• [WHAT TO WORK ON]
Look through the data below. Pick out the lines holding the string "React".
•••
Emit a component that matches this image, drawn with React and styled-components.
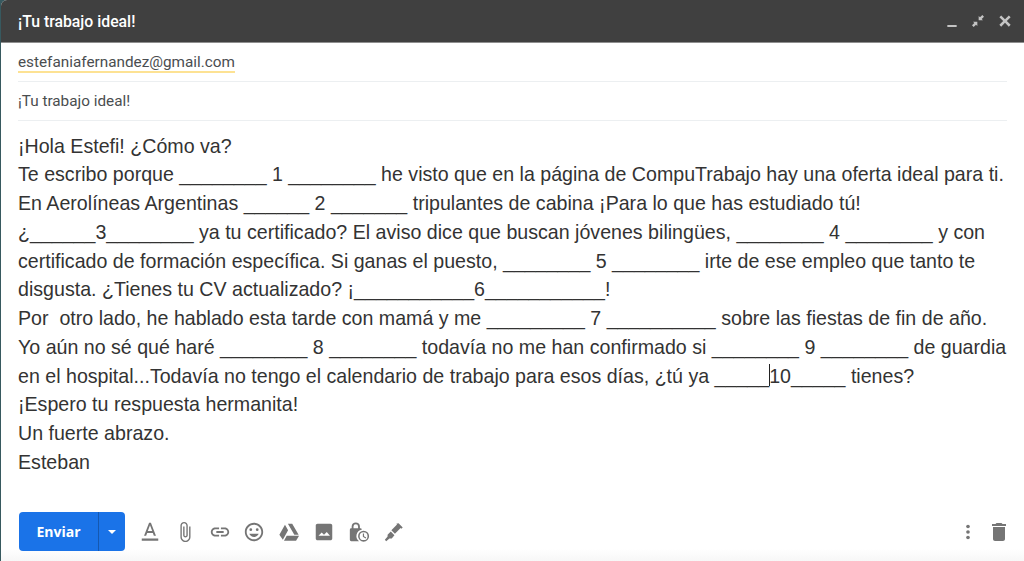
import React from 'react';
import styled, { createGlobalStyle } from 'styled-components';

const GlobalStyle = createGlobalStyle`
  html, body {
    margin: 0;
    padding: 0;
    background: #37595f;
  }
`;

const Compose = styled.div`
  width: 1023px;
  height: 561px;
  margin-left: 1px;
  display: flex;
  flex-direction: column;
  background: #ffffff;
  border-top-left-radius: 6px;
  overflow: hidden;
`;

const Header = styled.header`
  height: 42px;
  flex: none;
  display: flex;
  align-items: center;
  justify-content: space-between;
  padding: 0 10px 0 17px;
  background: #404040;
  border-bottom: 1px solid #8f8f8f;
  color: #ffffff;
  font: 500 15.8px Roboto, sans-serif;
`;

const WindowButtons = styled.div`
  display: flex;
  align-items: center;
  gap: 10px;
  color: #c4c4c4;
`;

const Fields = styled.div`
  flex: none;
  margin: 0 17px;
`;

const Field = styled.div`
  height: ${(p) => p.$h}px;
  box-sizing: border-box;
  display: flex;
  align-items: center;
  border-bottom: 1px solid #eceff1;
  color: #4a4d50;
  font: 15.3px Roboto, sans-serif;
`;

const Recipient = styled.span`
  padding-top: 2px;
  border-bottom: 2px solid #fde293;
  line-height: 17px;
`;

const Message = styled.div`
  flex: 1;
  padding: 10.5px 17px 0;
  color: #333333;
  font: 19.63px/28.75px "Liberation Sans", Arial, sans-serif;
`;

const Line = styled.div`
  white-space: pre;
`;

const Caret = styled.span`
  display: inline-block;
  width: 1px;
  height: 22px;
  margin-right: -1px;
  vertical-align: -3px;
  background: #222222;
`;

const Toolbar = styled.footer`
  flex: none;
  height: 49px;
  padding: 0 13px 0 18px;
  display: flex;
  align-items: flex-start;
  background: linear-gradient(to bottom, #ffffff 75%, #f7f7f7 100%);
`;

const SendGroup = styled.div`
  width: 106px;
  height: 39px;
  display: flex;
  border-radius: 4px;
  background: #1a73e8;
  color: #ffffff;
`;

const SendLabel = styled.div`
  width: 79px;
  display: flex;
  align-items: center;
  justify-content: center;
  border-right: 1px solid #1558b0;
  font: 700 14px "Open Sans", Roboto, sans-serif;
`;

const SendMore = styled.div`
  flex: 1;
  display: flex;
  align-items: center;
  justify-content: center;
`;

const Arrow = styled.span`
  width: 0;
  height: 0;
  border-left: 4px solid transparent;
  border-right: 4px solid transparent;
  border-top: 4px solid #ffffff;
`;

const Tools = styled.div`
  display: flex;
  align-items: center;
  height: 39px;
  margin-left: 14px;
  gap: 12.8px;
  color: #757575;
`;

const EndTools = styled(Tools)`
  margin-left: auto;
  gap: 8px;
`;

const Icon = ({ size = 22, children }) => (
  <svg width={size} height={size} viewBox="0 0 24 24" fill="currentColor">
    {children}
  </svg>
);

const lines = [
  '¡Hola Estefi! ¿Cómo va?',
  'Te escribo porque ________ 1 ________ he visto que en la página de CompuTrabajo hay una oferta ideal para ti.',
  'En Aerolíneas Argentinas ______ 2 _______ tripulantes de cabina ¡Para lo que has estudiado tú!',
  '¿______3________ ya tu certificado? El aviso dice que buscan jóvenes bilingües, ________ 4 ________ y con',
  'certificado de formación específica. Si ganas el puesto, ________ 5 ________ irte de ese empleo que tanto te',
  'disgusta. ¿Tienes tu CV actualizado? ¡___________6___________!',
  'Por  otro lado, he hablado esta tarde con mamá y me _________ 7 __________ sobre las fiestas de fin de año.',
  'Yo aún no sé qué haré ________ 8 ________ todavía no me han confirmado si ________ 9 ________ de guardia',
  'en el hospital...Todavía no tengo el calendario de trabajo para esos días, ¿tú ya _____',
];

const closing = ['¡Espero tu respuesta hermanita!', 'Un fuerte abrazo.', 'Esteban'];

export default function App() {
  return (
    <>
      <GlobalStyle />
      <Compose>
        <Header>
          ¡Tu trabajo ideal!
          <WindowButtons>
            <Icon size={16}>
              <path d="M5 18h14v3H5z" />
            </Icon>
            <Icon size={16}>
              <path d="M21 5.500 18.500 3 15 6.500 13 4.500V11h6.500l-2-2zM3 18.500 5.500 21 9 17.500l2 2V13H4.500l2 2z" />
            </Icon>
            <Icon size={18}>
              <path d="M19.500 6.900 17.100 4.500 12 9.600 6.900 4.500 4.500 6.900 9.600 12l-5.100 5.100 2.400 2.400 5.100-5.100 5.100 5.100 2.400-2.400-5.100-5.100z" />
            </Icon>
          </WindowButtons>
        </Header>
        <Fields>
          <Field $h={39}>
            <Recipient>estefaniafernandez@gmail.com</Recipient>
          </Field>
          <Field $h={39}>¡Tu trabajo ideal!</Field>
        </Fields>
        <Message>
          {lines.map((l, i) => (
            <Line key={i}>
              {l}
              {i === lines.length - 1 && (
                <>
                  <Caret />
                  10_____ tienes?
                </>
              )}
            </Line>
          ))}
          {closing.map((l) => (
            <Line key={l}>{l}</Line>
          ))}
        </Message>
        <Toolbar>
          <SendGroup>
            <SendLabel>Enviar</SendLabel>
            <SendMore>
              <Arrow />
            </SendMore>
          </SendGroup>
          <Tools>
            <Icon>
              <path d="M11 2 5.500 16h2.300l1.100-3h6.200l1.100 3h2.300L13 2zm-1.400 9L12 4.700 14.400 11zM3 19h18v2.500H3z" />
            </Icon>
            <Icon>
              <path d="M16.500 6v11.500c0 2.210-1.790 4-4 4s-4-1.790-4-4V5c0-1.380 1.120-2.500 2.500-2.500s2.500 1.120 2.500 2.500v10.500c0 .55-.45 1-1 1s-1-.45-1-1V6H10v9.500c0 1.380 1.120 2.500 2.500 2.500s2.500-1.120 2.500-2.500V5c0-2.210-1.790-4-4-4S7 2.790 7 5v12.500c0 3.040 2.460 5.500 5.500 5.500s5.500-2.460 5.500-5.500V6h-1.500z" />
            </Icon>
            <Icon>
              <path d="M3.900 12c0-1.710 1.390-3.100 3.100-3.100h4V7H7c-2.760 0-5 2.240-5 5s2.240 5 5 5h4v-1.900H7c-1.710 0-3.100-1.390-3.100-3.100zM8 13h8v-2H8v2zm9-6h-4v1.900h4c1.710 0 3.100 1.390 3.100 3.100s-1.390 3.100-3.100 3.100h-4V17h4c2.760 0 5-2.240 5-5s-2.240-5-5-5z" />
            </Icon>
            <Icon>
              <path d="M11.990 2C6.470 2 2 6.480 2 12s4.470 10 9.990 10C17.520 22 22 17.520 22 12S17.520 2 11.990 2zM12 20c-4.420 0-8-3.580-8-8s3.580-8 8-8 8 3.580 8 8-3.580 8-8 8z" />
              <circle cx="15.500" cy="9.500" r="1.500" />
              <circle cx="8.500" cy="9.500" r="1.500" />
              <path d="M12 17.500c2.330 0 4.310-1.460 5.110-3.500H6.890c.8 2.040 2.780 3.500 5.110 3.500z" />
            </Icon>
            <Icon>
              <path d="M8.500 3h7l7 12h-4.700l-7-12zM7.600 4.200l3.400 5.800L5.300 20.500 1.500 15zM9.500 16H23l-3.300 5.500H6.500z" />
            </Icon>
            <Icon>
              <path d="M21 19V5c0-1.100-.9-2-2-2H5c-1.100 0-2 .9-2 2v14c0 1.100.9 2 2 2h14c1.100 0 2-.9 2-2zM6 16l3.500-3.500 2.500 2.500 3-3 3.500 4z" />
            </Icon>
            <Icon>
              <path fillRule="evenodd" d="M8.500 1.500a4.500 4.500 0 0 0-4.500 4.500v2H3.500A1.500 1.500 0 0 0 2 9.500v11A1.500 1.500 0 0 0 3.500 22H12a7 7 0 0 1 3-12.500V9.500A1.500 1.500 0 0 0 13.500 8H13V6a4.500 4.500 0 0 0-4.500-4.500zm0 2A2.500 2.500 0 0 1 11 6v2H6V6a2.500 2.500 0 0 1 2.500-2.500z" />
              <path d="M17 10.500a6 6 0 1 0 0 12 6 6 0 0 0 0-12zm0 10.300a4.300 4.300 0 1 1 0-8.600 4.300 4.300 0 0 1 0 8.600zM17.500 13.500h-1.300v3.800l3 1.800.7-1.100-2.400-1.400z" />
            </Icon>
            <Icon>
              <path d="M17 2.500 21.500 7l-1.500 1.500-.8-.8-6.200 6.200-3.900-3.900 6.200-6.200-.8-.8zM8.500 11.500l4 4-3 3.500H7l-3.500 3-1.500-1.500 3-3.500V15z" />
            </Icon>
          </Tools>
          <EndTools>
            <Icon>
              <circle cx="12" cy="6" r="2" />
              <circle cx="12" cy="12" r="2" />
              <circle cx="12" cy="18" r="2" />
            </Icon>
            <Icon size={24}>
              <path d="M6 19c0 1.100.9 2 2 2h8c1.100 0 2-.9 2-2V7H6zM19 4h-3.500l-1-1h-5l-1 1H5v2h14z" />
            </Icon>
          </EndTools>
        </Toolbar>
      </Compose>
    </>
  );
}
•••
• [RESULT FOR THIS EXERCISE]
Emit a component that matches this image, drawn with React and styled-components.
import React from 'react';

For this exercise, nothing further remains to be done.